## Task requirements
Repeat the listing in full, word for word.

## Information supplied
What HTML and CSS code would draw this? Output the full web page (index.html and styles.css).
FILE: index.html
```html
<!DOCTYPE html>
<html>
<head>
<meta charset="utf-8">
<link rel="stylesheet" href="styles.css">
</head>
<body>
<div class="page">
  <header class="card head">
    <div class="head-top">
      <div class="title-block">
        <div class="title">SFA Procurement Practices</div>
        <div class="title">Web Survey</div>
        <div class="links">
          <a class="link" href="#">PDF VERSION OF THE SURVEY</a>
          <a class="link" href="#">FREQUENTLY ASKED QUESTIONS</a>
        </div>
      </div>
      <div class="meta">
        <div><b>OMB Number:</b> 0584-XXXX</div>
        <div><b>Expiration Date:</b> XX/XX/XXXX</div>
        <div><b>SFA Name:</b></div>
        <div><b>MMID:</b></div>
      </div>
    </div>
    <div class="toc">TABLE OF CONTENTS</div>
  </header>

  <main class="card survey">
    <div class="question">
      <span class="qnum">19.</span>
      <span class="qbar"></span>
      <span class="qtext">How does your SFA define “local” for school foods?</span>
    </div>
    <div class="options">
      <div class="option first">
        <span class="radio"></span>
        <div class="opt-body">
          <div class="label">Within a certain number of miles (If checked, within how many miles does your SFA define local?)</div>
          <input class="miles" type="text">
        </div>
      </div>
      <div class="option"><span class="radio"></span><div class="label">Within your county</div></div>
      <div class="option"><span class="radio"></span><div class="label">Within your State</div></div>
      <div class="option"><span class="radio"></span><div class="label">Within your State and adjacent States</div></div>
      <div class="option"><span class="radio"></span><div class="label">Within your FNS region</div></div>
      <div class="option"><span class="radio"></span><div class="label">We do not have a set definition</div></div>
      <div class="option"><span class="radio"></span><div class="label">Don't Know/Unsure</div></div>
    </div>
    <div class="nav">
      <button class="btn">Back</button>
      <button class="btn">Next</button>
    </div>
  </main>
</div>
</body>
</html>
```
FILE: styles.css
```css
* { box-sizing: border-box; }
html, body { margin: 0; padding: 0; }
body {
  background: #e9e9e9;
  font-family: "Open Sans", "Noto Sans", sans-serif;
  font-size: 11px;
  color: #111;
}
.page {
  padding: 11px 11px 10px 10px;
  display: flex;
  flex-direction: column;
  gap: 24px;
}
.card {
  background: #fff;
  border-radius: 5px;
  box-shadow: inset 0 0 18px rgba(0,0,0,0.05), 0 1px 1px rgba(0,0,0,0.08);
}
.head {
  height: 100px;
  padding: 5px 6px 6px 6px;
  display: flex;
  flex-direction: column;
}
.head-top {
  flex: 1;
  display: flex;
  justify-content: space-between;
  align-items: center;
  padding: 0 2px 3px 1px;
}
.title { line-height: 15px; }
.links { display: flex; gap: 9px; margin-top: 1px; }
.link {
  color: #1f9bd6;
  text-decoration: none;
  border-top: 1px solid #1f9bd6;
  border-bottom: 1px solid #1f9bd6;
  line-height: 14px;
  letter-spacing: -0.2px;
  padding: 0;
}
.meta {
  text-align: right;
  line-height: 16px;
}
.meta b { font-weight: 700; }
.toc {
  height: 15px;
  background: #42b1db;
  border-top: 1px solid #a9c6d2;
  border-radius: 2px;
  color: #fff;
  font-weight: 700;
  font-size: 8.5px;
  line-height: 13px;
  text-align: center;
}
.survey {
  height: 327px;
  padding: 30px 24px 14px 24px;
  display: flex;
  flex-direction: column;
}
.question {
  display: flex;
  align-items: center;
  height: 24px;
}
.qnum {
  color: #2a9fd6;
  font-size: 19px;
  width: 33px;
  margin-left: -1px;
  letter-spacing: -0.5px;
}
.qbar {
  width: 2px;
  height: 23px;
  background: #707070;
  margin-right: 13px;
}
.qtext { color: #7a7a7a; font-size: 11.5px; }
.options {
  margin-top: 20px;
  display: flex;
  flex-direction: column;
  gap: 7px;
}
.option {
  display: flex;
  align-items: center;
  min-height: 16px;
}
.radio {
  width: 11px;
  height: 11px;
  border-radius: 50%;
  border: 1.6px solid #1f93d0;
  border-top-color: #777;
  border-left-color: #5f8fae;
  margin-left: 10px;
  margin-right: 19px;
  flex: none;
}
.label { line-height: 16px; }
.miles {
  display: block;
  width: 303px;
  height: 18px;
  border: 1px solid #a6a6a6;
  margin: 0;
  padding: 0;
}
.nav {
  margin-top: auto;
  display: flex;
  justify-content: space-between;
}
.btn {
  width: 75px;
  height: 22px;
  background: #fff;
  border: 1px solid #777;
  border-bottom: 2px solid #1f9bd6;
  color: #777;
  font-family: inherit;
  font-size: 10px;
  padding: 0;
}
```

## Answer for this exercise
What HTML and CSS code would draw this? Output the full web page (index.html and styles.css).
FILE: index.html
```html
<!DOCTYPE html>
<html>
<head>
<meta charset="utf-8">
<link rel="stylesheet" href="styles.css">
</head>
<body>
<div class="page">
  <header class="card head">
    <div class="head-top">
      <div class="title-block">
        <div class="title">SFA Procurement Practices</div>
        <div class="title">Web Survey</div>
        <div class="links">
          <a class="link" href="#">PDF VERSION OF THE SURVEY</a>
          <a class="link" href="#">FREQUENTLY ASKED QUESTIONS</a>
        </div>
      </div>
      <div class="meta">
        <div><b>OMB Number:</b> 0584-XXXX</div>
        <div><b>Expiration Date:</b> XX/XX/XXXX</div>
        <div><b>SFA Name:</b></div>
        <div><b>MMID:</b></div>
      </div>
    </div>
    <div class="toc">TABLE OF CONTENTS</div>
  </header>

  <main class="card survey">
    <div class="question">
      <span class="qnum">19.</span>
      <span class="qbar"></span>
      <span class="qtext">How does your SFA define “local” for school foods?</span>
    </div>
    <div class="options">
      <div class="option first">
        <span class="radio"></span>
        <div class="opt-body">
          <div class="label">Within a certain number of miles (If checked, within how many miles does your SFA define local?)</div>
          <input class="miles" type="text">
        </div>
      </div>
      <div class="option"><span class="radio"></span><div class="label">Within your county</div></div>
      <div class="option"><span class="radio"></span><div class="label">Within your State</div></div>
      <div class="option"><span class="radio"></span><div class="label">Within your State and adjacent States</div></div>
      <div class="option"><span class="radio"></span><div class="label">Within your FNS region</div></div>
      <div class="option"><span class="radio"></span><div class="label">We do not have a set definition</div></div>
      <div class="option"><span class="radio"></span><div class="label">Don't Know/Unsure</div></div>
    </div>
    <div class="nav">
      <button class="btn">Back</button>
      <button class="btn">Next</button>
    </div>
  </main>
</div>
</body>
</html>
```
FILE: styles.css
```css
* { box-sizing: border-box; }
html, body { margin: 0; padding: 0; }
body {
  background: #e9e9e9;
  font-family: "Open Sans", "Noto Sans", sans-serif;
  font-size: 11px;
  color: #111;
}
.page {
  padding: 11px 11px 10px 10px;
  display: flex;
  flex-direction: column;
  gap: 24px;
}
.card {
  background: #fff;
  border-radius: 5px;
  box-shadow: inset 0 0 18px rgba(0,0,0,0.05), 0 1px 1px rgba(0,0,0,0.08);
}
.head {
  height: 100px;
  padding: 5px 6px 6px 6px;
  display: flex;
  flex-direction: column;
}
.head-top {
  flex: 1;
  display: flex;
  justify-content: space-between;
  align-items: center;
  padding: 0 2px 3px 1px;
}
.title { line-height: 15px; }
.links { display: flex; gap: 9px; margin-top: 1px; }
.link {
  color: #1f9bd6;
  text-decoration: none;
  border-top: 1px solid #1f9bd6;
  border-bottom: 1px solid #1f9bd6;
  line-height: 14px;
  letter-spacing: -0.2px;
  padding: 0;
}
.meta {
  text-align: right;
  line-height: 16px;
}
.meta b { font-weight: 700; }
.toc {
  height: 15px;
  background: #42b1db;
  border-top: 1px solid #a9c6d2;
  border-radius: 2px;
  color: #fff;
  font-weight: 700;
  font-size: 8.5px;
  line-height: 13px;
  text-align: center;
}
.survey {
  height: 327px;
  padding: 30px 24px 14px 24px;
  display: flex;
  flex-direction: column;
}
.question {
  display: flex;
  align-items: center;
  height: 24px;
}
.qnum {
  color: #2a9fd6;
  font-size: 19px;
  width: 33px;
  margin-left: -1px;
  letter-spacing: -0.5px;
}
.qbar {
  width: 2px;
  height: 23px;
  background: #707070;
  margin-right: 13px;
}
.qtext { color: #7a7a7a; font-size: 11.5px; }
.options {
  margin-top: 20px;
  display: flex;
  flex-direction: column;
  gap: 7px;
}
.option {
  display: flex;
  align-items: center;
  min-height: 16px;
}
.radio {
  width: 11px;
  height: 11px;
  border-radius: 50%;
  border: 1.6px solid #1f93d0;
  border-top-color: #777;
  border-left-color: #5f8fae;
  margin-left: 10px;
  margin-right: 19px;
  flex: none;
}
.label { line-height: 16px; }
.miles {
  display: block;
  width: 303px;
  height: 18px;
  border: 1px solid #a6a6a6;
  margin: 0;
  padding: 0;
}
.nav {
  margin-top: auto;
  display: flex;
  justify-content: space-between;
}
.btn {
  width: 75px;
  height: 22px;
  background: #fff;
  border: 1px solid #777;
  border-bottom: 2px solid #1f9bd6;
  color: #777;
  font-family: inherit;
  font-size: 10px;
  padding: 0;
}
```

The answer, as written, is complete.